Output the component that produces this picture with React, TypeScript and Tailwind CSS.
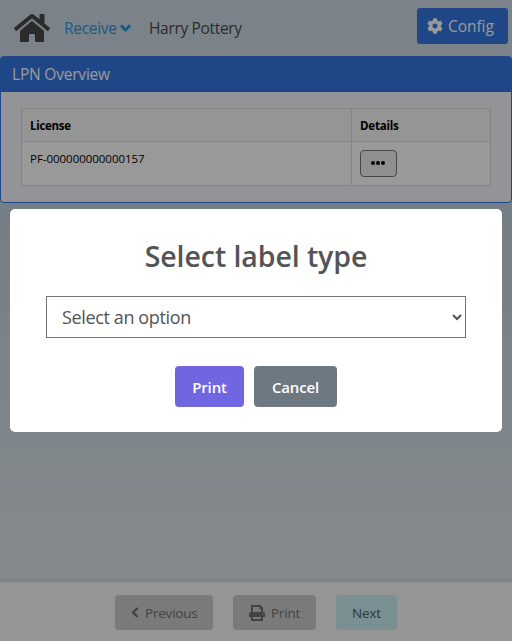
import React from "react";
import { FaHome, FaCog } from "react-icons/fa";

function ChevronDown() {
  return (
    <svg className="ml-[3px] h-[11px] w-[11px]" viewBox="0 0 11 11" fill="none" stroke="currentColor" strokeWidth="2.9">
      <path d="M0.9 2.4 L5.5 7 L10.1 2.4" />
    </svg>
  );
}

function ChevronLeft() {
  return (
    <svg className="h-[11px] w-2" viewBox="0 0 8 11" fill="none" stroke="currentColor" strokeWidth="2.4">
      <path d="M6.6 1 L2.1 5.5 L6.6 10" />
    </svg>
  );
}

function Printer() {
  return (
    <svg className="h-4 w-4" viewBox="0 0 16 16" fill="none" stroke="currentColor" strokeWidth="2">
      <path d="M3 8V1h8l2 2v5" />
      <path d="M10.5 1v2.5H13" strokeWidth="1" />
      <path fill="currentColor" stroke="none" fillRule="evenodd" d="M2 7h12a2 2 0 0 1 2 2v3h-2v4H2v-4H0V9a2 2 0 0 1 2-2zm2 5v2h8v-2zm9-3.5v1h1v-1z" />
    </svg>
  );
}

function TopBar() {
  return (
    <header className="flex h-14 shrink-0 items-center bg-[#cdd9e4] pl-[14px] pr-1">
      <FaHome className="h-9 w-9 text-[#494949]" />
      <div className="ml-[14px] flex items-center text-[#2a9bdf]">
        <span className="w-[53px] whitespace-nowrap pt-0.5 text-[15.5px] tracking-[-0.3px]">Receive</span>
        <ChevronDown />
      </div>
      <span className="ml-[18px] whitespace-nowrap pt-0.5 text-[15.5px] tracking-[-0.33px] text-[#4b4b4b]">Harry Pottery</span>
      <button className="mb-1 ml-auto flex h-9 w-[91px] items-center rounded-[3px] bg-[#3476df] pl-[10px] text-white">
        <FaCog className="h-4 w-4" />
        <span className="ml-[5px] pt-0.5 text-[15.5px] tracking-[-0.05px]">Config</span>
      </button>
    </header>
  );
}

function Overview() {
  return (
    <section className="h-[147px] shrink-0 rounded border border-[#3476df] bg-[#f5f6fd]">
      <h2 className="flex h-[35px] items-center bg-[#3476df] pl-[11px] text-[15.5px] tracking-[-0.2px] text-white">LPN Overview</h2>
      <div className="ml-5 mr-5 mt-4 grid h-[78px] grid-cols-[330px_1fr] grid-rows-[33px_44px] border-l border-t border-[#dcdcdc] bg-white text-[11.5px] leading-4 text-black">
        <div className="border-b border-r border-[#dcdcdc] bg-[#f8f8f8] pl-2 pt-[9px] font-bold tracking-[-0.3px]">License</div>
        <div className="border-b border-r border-[#dcdcdc] bg-[#f8f8f8] pl-2 pt-[9px] font-bold tracking-[-0.2px]">Details</div>
        <div className="border-b border-r border-[#dcdcdc] pl-2 pt-[9px] tracking-[-0.03px]">PF-000000000000157</div>
        <div className="border-b border-r border-[#dcdcdc] pl-2 pt-2">
          <button className="flex h-[27px] w-[37px] items-center justify-center gap-px rounded-sm border border-[#767676] bg-[#efefef] pb-px pr-0.5">
            <i className="h-1 w-1 rounded-full bg-black" />
            <i className="h-1 w-1 rounded-full bg-black" />
            <i className="h-1 w-1 rounded-full bg-black" />
          </button>
        </div>
      </div>
    </section>
  );
}

function BottomBar() {
  return (
    <footer className="mt-auto flex h-[60px] shrink-0 justify-center gap-5 border-t-2 border-[#e3e7ec] bg-[#f8f8f8] pt-3 text-[13.5px] tracking-[-0.2px] shadow-[0_-1px_3px_rgba(0,0,0,0.12)]">
      <button className="flex h-[35px] w-[98px] items-center rounded bg-[#cccccc] pl-4 text-[#707070]">
        <ChevronLeft />
        <span className="ml-[6px] pt-0.5">Previous</span>
      </button>
      <button className="flex h-[35px] w-[83px] items-center rounded bg-[#cccccc] pl-4 text-[#707070]">
        <Printer />
        <span className="ml-[6px] pt-0.5">Print</span>
      </button>
      <button className="flex h-[35px] w-[61px] items-center justify-center rounded bg-[#cceef2] pt-0.5 text-[#525c5f]">Next</button>
    </footer>
  );
}

function LabelDialog() {
  return (
    <div className="absolute inset-0 flex items-center justify-center bg-black/40">
      <div className="flex h-[223px] w-[492px] flex-col items-center rounded-[5px] bg-white">
        <h1 className="mt-[27px] whitespace-nowrap text-[28.5px] font-semibold leading-10 tracking-[-0.08px] text-[#545454]">Select label type</h1>
        <select className="mt-5 h-[42px] w-[420px] rounded-none border border-[#767676] bg-white pl-[11px] text-[18px] tracking-[-0.37px] text-[#545454]">
          <option>Select an option</option>
        </select>
        <div className="mt-7 flex gap-[10px] text-[15px] font-semibold tracking-[-0.15px] text-white">
          <button className="h-[41px] w-[69px] rounded bg-[#7066e0] pt-0.5">Print</button>
          <button className="h-[41px] w-[83px] rounded bg-[#6e7881] pt-0.5">Cancel</button>
        </div>
      </div>
    </div>
  );
}

export default function App() {
  return (
    <main className="relative flex h-[641px] w-[512px] flex-col overflow-hidden bg-linear-to-b from-[#b5c8d9] to-[#e2e9ed] font-['Open_Sans','Noto_Sans',sans-serif]">
      <TopBar />
      <Overview />
      <BottomBar />
      <LabelDialog />
    </main>
  );
}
******************************
WRITTEN REQUEST
Leave the images out and output the remaining material exactly as it stands.

SOLUTION TO THIS EXERCISE
Output the component that produces this picture with React, TypeScript and Tailwind CSS.
import React from "react";
import { FaHome, FaCog } from "react-icons/fa";

function ChevronDown() {
  return (
    <svg className="ml-[3px] h-[11px] w-[11px]" viewBox="0 0 11 11" fill="none" stroke="currentColor" strokeWidth="2.9">
      <path d="M0.9 2.4 L5.5 7 L10.1 2.4" />
    </svg>
  );
}

function ChevronLeft() {
  return (
    <svg className="h-[11px] w-2" viewBox="0 0 8 11" fill="none" stroke="currentColor" strokeWidth="2.4">
      <path d="M6.6 1 L2.1 5.5 L6.6 10" />
    </svg>
  );
}

function Printer() {
  return (
    <svg className="h-4 w-4" viewBox="0 0 16 16" fill="none" stroke="currentColor" strokeWidth="2">
      <path d="M3 8V1h8l2 2v5" />
      <path d="M10.5 1v2.5H13" strokeWidth="1" />
      <path fill="currentColor" stroke="none" fillRule="evenodd" d="M2 7h12a2 2 0 0 1 2 2v3h-2v4H2v-4H0V9a2 2 0 0 1 2-2zm2 5v2h8v-2zm9-3.5v1h1v-1z" />
    </svg>
  );
}

function TopBar() {
  return (
    <header className="flex h-14 shrink-0 items-center bg-[#cdd9e4] pl-[14px] pr-1">
      <FaHome className="h-9 w-9 text-[#494949]" />
      <div className="ml-[14px] flex items-center text-[#2a9bdf]">
        <span className="w-[53px] whitespace-nowrap pt-0.5 text-[15.5px] tracking-[-0.3px]">Receive</span>
        <ChevronDown />
      </div>
      <span className="ml-[18px] whitespace-nowrap pt-0.5 text-[15.5px] tracking-[-0.33px] text-[#4b4b4b]">Harry Pottery</span>
      <button className="mb-1 ml-auto flex h-9 w-[91px] items-center rounded-[3px] bg-[#3476df] pl-[10px] text-white">
        <FaCog className="h-4 w-4" />
        <span className="ml-[5px] pt-0.5 text-[15.5px] tracking-[-0.05px]">Config</span>
      </button>
    </header>
  );
}

function Overview() {
  return (
    <section className="h-[147px] shrink-0 rounded border border-[#3476df] bg-[#f5f6fd]">
      <h2 className="flex h-[35px] items-center bg-[#3476df] pl-[11px] text-[15.5px] tracking-[-0.2px] text-white">LPN Overview</h2>
      <div className="ml-5 mr-5 mt-4 grid h-[78px] grid-cols-[330px_1fr] grid-rows-[33px_44px] border-l border-t border-[#dcdcdc] bg-white text-[11.5px] leading-4 text-black">
        <div className="border-b border-r border-[#dcdcdc] bg-[#f8f8f8] pl-2 pt-[9px] font-bold tracking-[-0.3px]">License</div>
        <div className="border-b border-r border-[#dcdcdc] bg-[#f8f8f8] pl-2 pt-[9px] font-bold tracking-[-0.2px]">Details</div>
        <div className="border-b border-r border-[#dcdcdc] pl-2 pt-[9px] tracking-[-0.03px]">PF-000000000000157</div>
        <div className="border-b border-r border-[#dcdcdc] pl-2 pt-2">
          <button className="flex h-[27px] w-[37px] items-center justify-center gap-px rounded-sm border border-[#767676] bg-[#efefef] pb-px pr-0.5">
            <i className="h-1 w-1 rounded-full bg-black" />
            <i className="h-1 w-1 rounded-full bg-black" />
            <i className="h-1 w-1 rounded-full bg-black" />
          </button>
        </div>
      </div>
    </section>
  );
}

function BottomBar() {
  return (
    <footer className="mt-auto flex h-[60px] shrink-0 justify-center gap-5 border-t-2 border-[#e3e7ec] bg-[#f8f8f8] pt-3 text-[13.5px] tracking-[-0.2px] shadow-[0_-1px_3px_rgba(0,0,0,0.12)]">
      <button className="flex h-[35px] w-[98px] items-center rounded bg-[#cccccc] pl-4 text-[#707070]">
        <ChevronLeft />
        <span className="ml-[6px] pt-0.5">Previous</span>
      </button>
      <button className="flex h-[35px] w-[83px] items-center rounded bg-[#cccccc] pl-4 text-[#707070]">
        <Printer />
        <span className="ml-[6px] pt-0.5">Print</span>
      </button>
      <button className="flex h-[35px] w-[61px] items-center justify-center rounded bg-[#cceef2] pt-0.5 text-[#525c5f]">Next</button>
    </footer>
  );
}

function LabelDialog() {
  return (
    <div className="absolute inset-0 flex items-center justify-center bg-black/40">
      <div className="flex h-[223px] w-[492px] flex-col items-center rounded-[5px] bg-white">
        <h1 className="mt-[27px] whitespace-nowrap text-[28.5px] font-semibold leading-10 tracking-[-0.08px] text-[#545454]">Select label type</h1>
        <select className="mt-5 h-[42px] w-[420px] rounded-none border border-[#767676] bg-white pl-[11px] text-[18px] tracking-[-0.37px] text-[#545454]">
          <option>Select an option</option>
        </select>
        <div className="mt-7 flex gap-[10px] text-[15px] font-semibold tracking-[-0.15px] text-white">
          <button className="h-[41px] w-[69px] rounded bg-[#7066e0] pt-0.5">Print</button>
          <button className="h-[41px] w-[83px] rounded bg-[#6e7881] pt-0.5">Cancel</button>
        </div>
      </div>
    </div>
  );
}

export default function App() {
  return (
    <main className="relative flex h-[641px] w-[512px] flex-col overflow-hidden bg-linear-to-b from-[#b5c8d9] to-[#e2e9ed] font-['Open_Sans','Noto_Sans',sans-serif]">
      <TopBar />
      <Overview />
      <BottomBar />
      <LabelDialog />
    </main>
  );
}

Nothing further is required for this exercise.